Tuesday Aug 9, 2022
Tuesday Aug 9, 2022

Is the Nepali language dying out?

Adults are worried that the youth of Nepal may have a hard time as their understanding of the Nepali language is depleting.

2022 Mar 11, 7:23,
High school students in an English class.

One would think, growing up in Nepal, speaking Nepali should not be a problem. After all, that is the medium through which virtually everyone communicates. From parents talking to their newborn babies to the framing of the constitution, Nepali is the language used everywhere. All these reasons would make one think that any ordinary Nepalese citizen can speak the official lingua franca of the nation. While that has been a simple fact for many decades, the case may be changing among the Nepalese youth, especially in more developed parts of the nation.

This undated image shows students in Nepal. Photo courtesy: World Bank Nepal/Twitter
This undated image shows students in Nepal. Photo courtesy: World Bank Nepal/Twitter

“From what I’ve seen, with each passing year, students are finding the Nepali language harder,” says Sadhana Choudhary, a Nepali teacher from Bharatpur. “That isn’t to say that they cannot speak at all, they obviously can. But you will rarely find them speaking in pure and fluent Nepali. They seem to have many more problems with the language than previously seen.”

Choudhary’s comments do hold true. At present, the fluency in the national language has decreased among the children and it impacts all parts of their communication. From not being able to count properly to requiring direct translations for more technical and complex terms, the older members of society almost certainly see this as a problem for the future.

“It’s anyone’s guess as to how they will lead their lives in the future,” Choudhary continues. “Governmental notices, business contracts, and almost everything is released in Nepali. If they can’t even read the language of the nation, what will they even do?”

Kailash Bhattarai, also a Nepali teacher, did not hold back when talking about the problem, “It’s insulting, embarrassing, shameful if you are a Nepalese and can’t speak Nepali! When you talk about your national identity, that includes the language. So, not knowing the language means you are losing part of your identity.”

A Nepali teacher in primary school.
A Nepali teacher in primary school.

However, the youth themselves do not feel like this is as big a problem as their elders perceive it to be. The situation is not so dire, they feel, and there are bigger problems that they have to focus on.

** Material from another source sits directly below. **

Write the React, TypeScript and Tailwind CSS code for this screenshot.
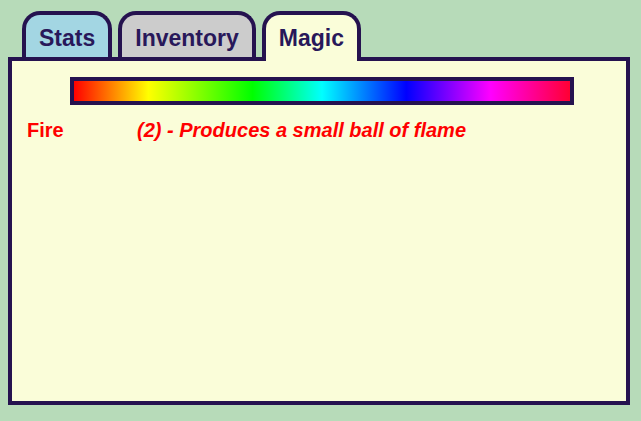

“This is basically a mound made into a mountain,” says Anubhav Khadka, a 22-year-old. “We may not be fluent in Nepali, so what? It’s not like we cannot speak in it at all. And even if it did, would that mean that we aren’t Nepalese? By that definition, a Newar who can only speak Newari is also not a Nepalese. That is a blasphemous claim!”

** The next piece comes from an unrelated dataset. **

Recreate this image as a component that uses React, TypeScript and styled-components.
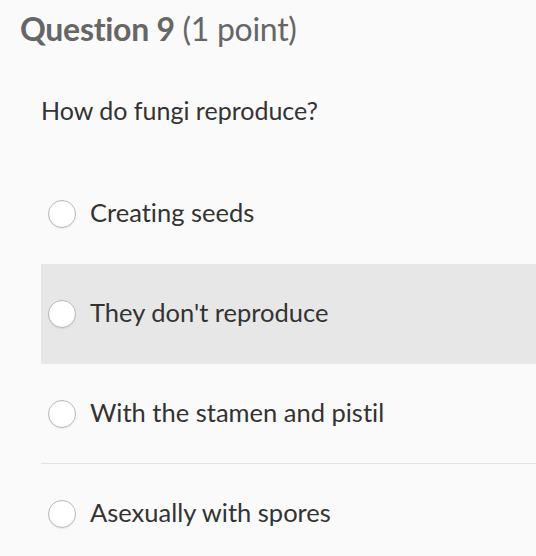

However, the youth do recognise that their level of speaking, writing and understanding the Nepali language overall is lower than past generations. When asked why this may be the case, Khadka replied, “I’d say the biggest reason is schools being English-medium rather than Nepali-medium. I’m not trying to say the English-medium schools are bad. But is it right for our parents and other family members to think that we would be stronger in Nepali instead of English when we speak and learn the majority of our courses in the latter?”